*Dataset*.
###

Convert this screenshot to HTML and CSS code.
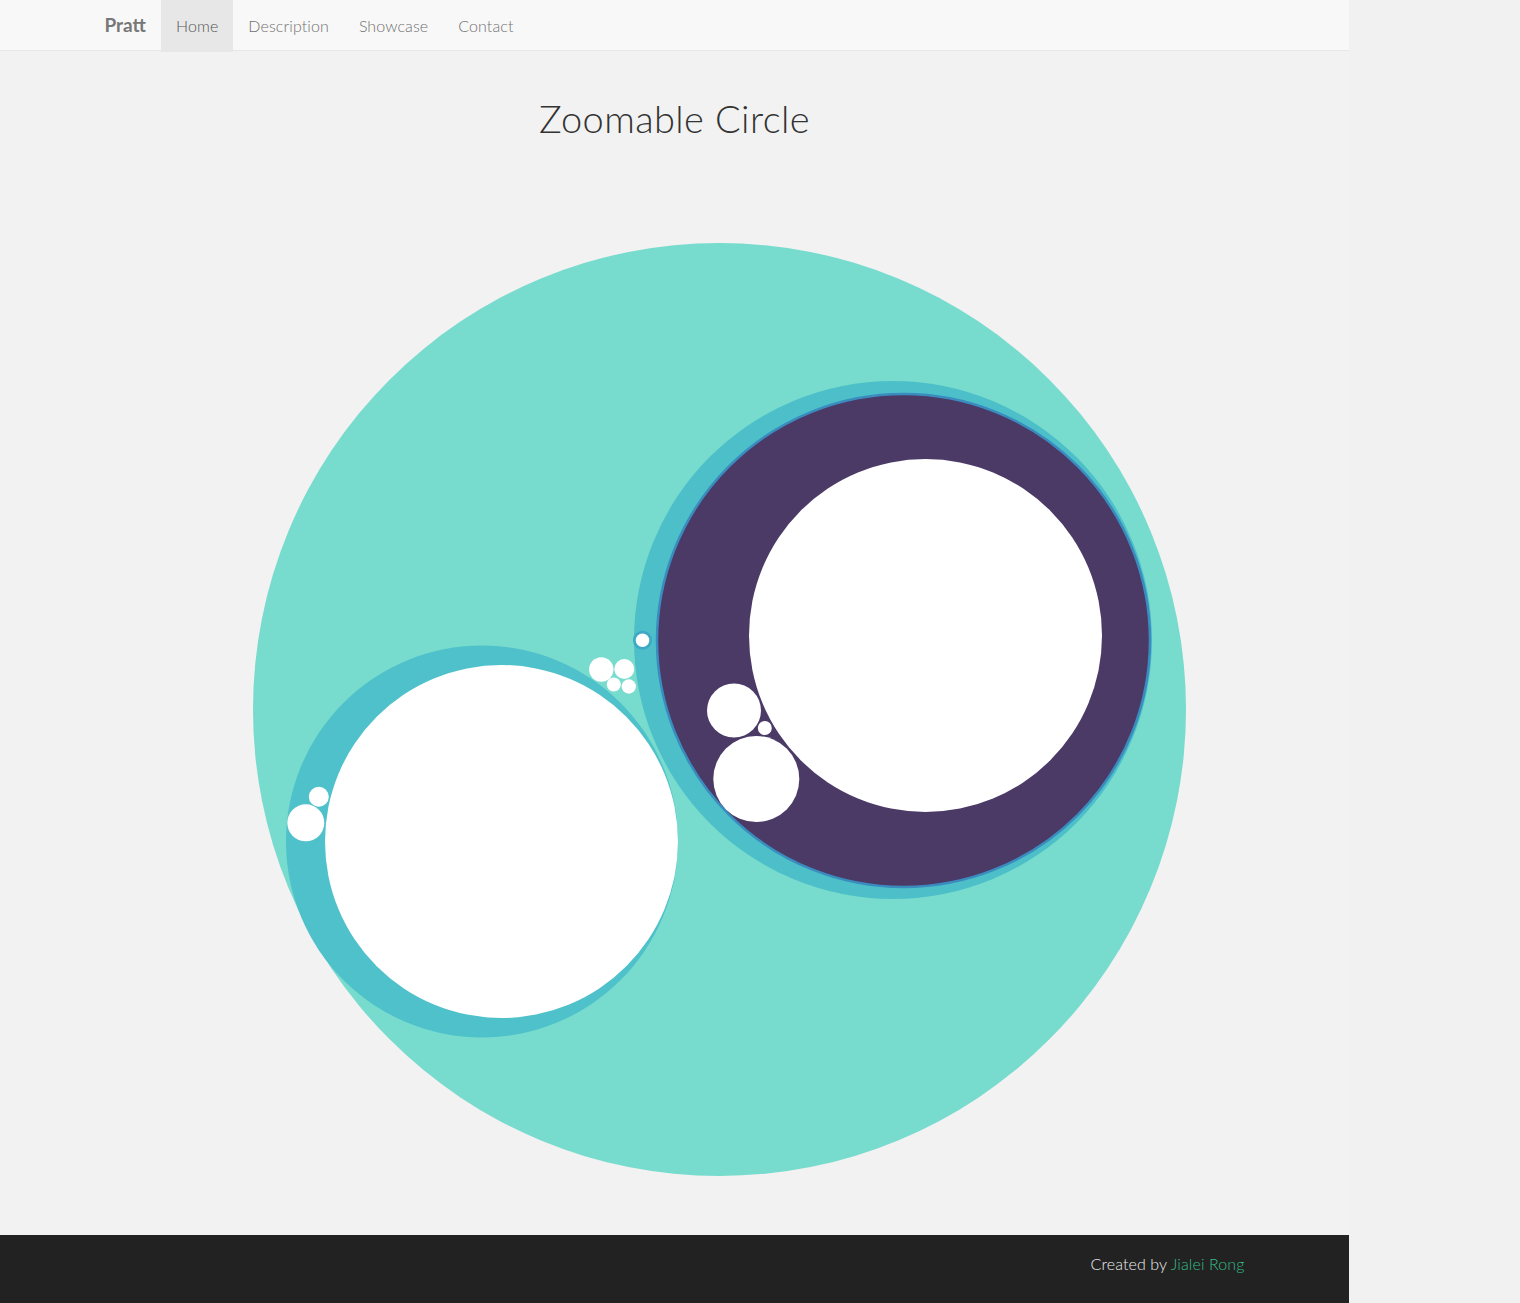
FILE: index.html
```html
<!DOCTYPE html>
<html>
<head>
<meta charset="utf-8">
<title>Zoomable Circle</title>
<link rel="stylesheet" href="styles.css">
</head>
<body>
<div class="page">
  <nav class="navbar">
    <div class="container nav-inner">
      <a class="brand" href="#">Pratt</a>
      <ul class="nav">
        <li class="active"><a href="#">Home</a></li>
        <li><a href="#">Description</a></li>
        <li><a href="#">Showcase</a></li>
        <li><a href="#">Contact</a></li>
      </ul>
    </div>
  </nav>
  <main class="main">
    <h1 class="title">Zoomable Circle</h1>
    <svg class="chart" viewBox="0 200 1349 1035" width="1349" height="1035">
      <circle cx="719.5" cy="709.5" r="466.5" fill="#77dbcd"/>
      <circle cx="482" cy="841.5" r="196" fill="#4fc1ca"/>
      <circle cx="501.5" cy="841.5" r="176.5" fill="#ffffff"/>
      <circle cx="305.8" cy="822.8" r="18.5" fill="#ffffff"/>
      <circle cx="318.8" cy="796.8" r="10" fill="#ffffff"/>
      <circle cx="893" cy="640" r="259" fill="#4dbfc9"/>
      <circle cx="903.5" cy="640.5" r="246.5" fill="#4b3966" stroke="#3a8cbf" stroke-width="2.5"/>
      <circle cx="925.5" cy="635.5" r="176.5" fill="#ffffff"/>
      <circle cx="734" cy="710.5" r="27" fill="#ffffff"/>
      <circle cx="756.3" cy="779" r="43" fill="#ffffff"/>
      <circle cx="764.8" cy="728" r="7" fill="#ffffff"/>
      <circle cx="642.5" cy="640.3" r="9.5" fill="#3ea8c6"/>
      <circle cx="642.5" cy="640.3" r="6.8" fill="#ffffff"/>
      <circle cx="601.3" cy="669.5" r="12.2" fill="#ffffff"/>
      <circle cx="624.3" cy="669" r="10" fill="#ffffff"/>
      <circle cx="613.8" cy="684.5" r="7" fill="#ffffff"/>
      <circle cx="628.8" cy="686.5" r="7.2" fill="#ffffff"/>
    </svg>
  </main>
  <footer class="footer">
    <div class="container footer-inner">
      <p class="credit">Created by <a href="#">Jialei Rong</a></p>
    </div>
  </footer>
</div>
</body>
</html>
```

FILE: styles.css
```css
* { box-sizing: border-box; }
html, body {
  margin: 0;
  padding: 0;
  background: #f1f1f1;
}
body {
  font-family: "Lato", "Liberation Sans", sans-serif;
  font-weight: 300;
  color: #333;
}
.page {
  width: 1349px;
  background: #f2f2f2;
}
.container {
  width: 1170px;
  margin: 0 auto;
  padding: 0 15px;
}
.navbar {
  height: 51px;
  background: #f8f8f8;
  border-bottom: 1px solid #e7e7e7;
}
.nav-inner {
  display: flex;
  align-items: stretch;
  height: 50px;
}
.brand {
  display: block;
  margin-left: -15px;
  padding: 0 15px;
  line-height: 50px;
  font-size: 19px;
  letter-spacing: 0;
  font-weight: 700;
  color: #777;
  text-decoration: none;
}
.nav {
  display: flex;
  list-style: none;
  margin: 0;
  padding: 0;
}
.nav li a {
  display: block;
  padding: 0 15px;
  line-height: 52px;
  font-size: 16px;
  letter-spacing: 0.1px;
  font-weight: 300;
  color: #707070;
  text-decoration: none;
}
.nav li.active a {
  background: #e7e7e7;
  color: #555;
}
.main {
  display: flex;
  flex-direction: column;
  align-items: stretch;
}
.title {
  margin: 0;
  height: 149px;
  padding-top: 45px;
  text-align: center;
  font-family: "Lato", sans-serif;
  font-weight: 300;
  font-size: 38px;
  line-height: 44px;
  letter-spacing: 0.4px;
  color: #333;
}
.chart {
  display: block;
}
.footer {
  height: 68px;
  background: #222222;
}
.footer-inner {
  display: flex;
  justify-content: flex-end;
}
.credit {
  margin: 0;
  padding-top: 18px;
  font-size: 16px;
  letter-spacing: 0.1px;
  line-height: 22px;
  font-weight: 300;
  color: #eeeeee;
}
.credit a {
  color: #33bd86;
  text-decoration: none;
}
```
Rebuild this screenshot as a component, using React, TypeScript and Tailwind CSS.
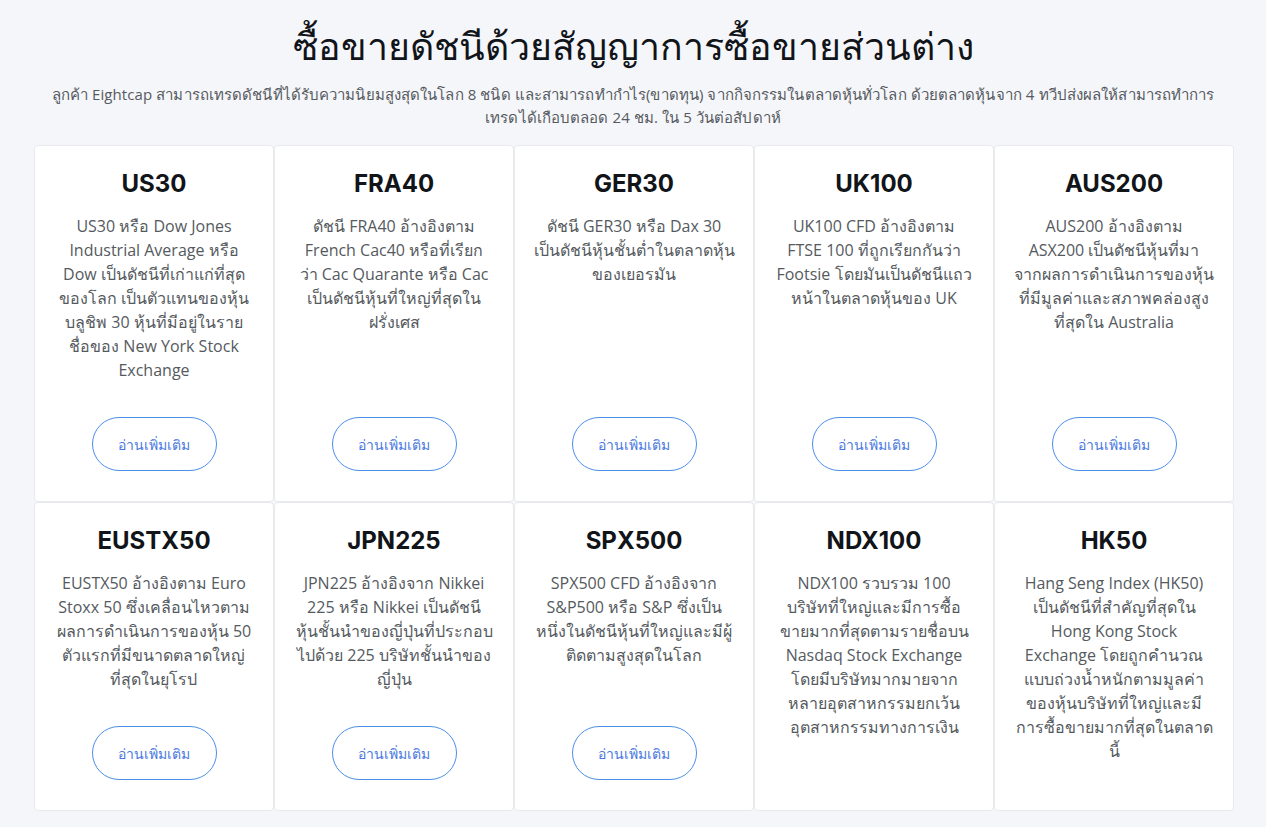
const indices = [
  {
    name: "US30",
    lines: [
      "US30 หรือ Dow Jones",
      "Industrial Average หรือ",
      "Dow เป็นดัชนีที่เก่าแก่ที่สุด",
      "ของโลก เป็นตัวแทนของหุ้น",
      "บลูชิพ 30 หุ้นที่มีอยู่ในราย",
      "ชื่อของ New York Stock",
      "Exchange",
    ],
    button: true,
  },
  {
    name: "FRA40",
    lines: [
      "ดัชนี FRA40 อ้างอิงตาม",
      "French Cac40 หรือที่เรียก",
      "ว่า Cac Quarante หรือ Cac",
      "เป็นดัชนีหุ้นที่ใหญ่ที่สุดใน",
      "ฝรั่งเศส",
    ],
    button: true,
  },
  {
    name: "GER30",
    lines: ["ดัชนี GER30 หรือ Dax 30", "เป็นดัชนีหุ้นชั้นต่ำในตลาดหุ้น", "ของเยอรมัน"],
    button: true,
  },
  {
    name: "UK100",
    lines: [
      "UK100 CFD อ้างอิงตาม",
      "FTSE 100 ที่ถูกเรียกกันว่า",
      "Footsie โดยมันเป็นดัชนีแถว",
      "หน้าในตลาดหุ้นของ UK",
    ],
    button: true,
  },
  {
    name: "AUS200",
    lines: [
      "AUS200 อ้างอิงตาม",
      "ASX200 เป็นดัชนีหุ้นที่มา",
      "จากผลการดำเนินการของหุ้น",
      "ที่มีมูลค่าและสภาพคล่องสูง",
      "ที่สุดใน Australia",
    ],
    button: true,
  },
  {
    name: "EUSTX50",
    lines: [
      "EUSTX50 อ้างอิงตาม Euro",
      "Stoxx 50 ซึ่งเคลื่อนไหวตาม",
      "ผลการดำเนินการของหุ้น 50",
      "ตัวแรกที่มีขนาดตลาดใหญ่",
      "ที่สุดในยุโรป",
    ],
    button: true,
  },
  {
    name: "JPN225",
    lines: [
      "JPN225 อ้างอิงจาก Nikkei",
      "225 หรือ Nikkei เป็นดัชนี",
      "หุ้นชั้นนำของญี่ปุ่นที่ประกอบ",
      "ไปด้วย 225 บริษัทชั้นนำของ",
      "ญี่ปุ่น",
    ],
    button: true,
  },
  {
    name: "SPX500",
    lines: [
      "SPX500 CFD อ้างอิงจาก",
      "S&P500 หรือ S&P ซึ่งเป็น",
      "หนึ่งในดัชนีหุ้นที่ใหญ่และมีผู้",
      "ติดตามสูงสุดในโลก",
    ],
    button: true,
  },
  {
    name: "NDX100",
    lines: [
      "NDX100 รวบรวม 100",
      "บริษัทที่ใหญ่และมีการซื้อ",
      "ขายมากที่สุดตามรายชื่อบน",
      "Nasdaq Stock Exchange",
      "โดยมีบริษัทมากมายจาก",
      "หลายอุตสาหกรรมยกเว้น",
      "อุตสาหกรรมทางการเงิน",
    ],
    button: false,
  },
  {
    name: "HK50",
    lines: [
      "Hang Seng Index (HK50)",
      "เป็นดัชนีที่สำคัญที่สุดใน",
      "Hong Kong Stock",
      "Exchange โดยถูกคำนวณ",
      "แบบถ่วงน้ำหนักตามมูลค่า",
      "ของหุ้นบริษัทที่ใหญ่และมี",
      "การซื้อขายมากที่สุดในตลาด",
      "นี้",
    ],
    button: false,
  },
];

const App = () => {
  return (
    <div className="min-h-screen bg-[#f5f6fa] font-['Open_Sans',sans-serif] overflow-hidden">
      <div className="max-w-[1200px] mx-auto pt-[18px] pb-4">
        <h1 className="text-center text-[37.5px] leading-[56px] text-[#111418]">
          ซื้อขายดัชนีด้วยสัญญาการซื้อขายส่วนต่าง
        </h1>
        <p className="mt-[9px] text-center text-[15px] leading-[23px] text-[#555a60] px-[16px] tracking-[0.1px]">
          ลูกค้า Eightcap สามารถเทรดดัชนีที่ได้รับความนิยมสูงสุดในโลก 8 ชนิด และสามารถทำกำไร(ขาดทุน) จากกิจกรรมในตลาดหุ้นทั่วโลก ด้วยตลาดหุ้นจาก 4 ทวีปส่งผลให้สามารถทำการ
          <br />
          เทรดได้เกือบตลอด 24 ชม. ใน 5 วันต่อสัปดาห์
        </p>
        <div className="mt-[16px] ml-px w-[1200px] grid grid-cols-5">
          {indices.map((item) => (
            <div
              key={item.name}
              className="flex flex-col items-center bg-white border border-[#e9eaee] rounded-[4px] px-[16px] pt-[22px] pb-[30px]"
            >
              <h3 className="text-[24px] leading-[32px] font-bold text-[#111418] font-['Inter',sans-serif]">
                {item.name}
              </h3>
              <p className="mt-[14px] mb-4 flex-1 text-center text-[16px] leading-[24px] text-[#555a60] whitespace-nowrap">
                {item.lines.map((line, i) => (
                  <span key={i}>
                    {line}
                    {i < item.lines.length - 1 && <br />}
                  </span>
                ))}
              </p>
              {item.button && (
                <button className="mt-[19px] w-[125px] h-[54px] rounded-full border border-[#4a8fe8] text-[14px] text-[#4a78e0]">
                  อ่านเพิ่มเติม
                </button>
              )}
            </div>
          ))}
        </div>
      </div>
    </div>
  );
};

export default App;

###

In the entries above, find each line with the string "this" and copy it.

*Response to the task*.
Convert this screenshot to HTML and CSS code.
Rebuild this screenshot as a component, using React, TypeScript and Tailwind CSS.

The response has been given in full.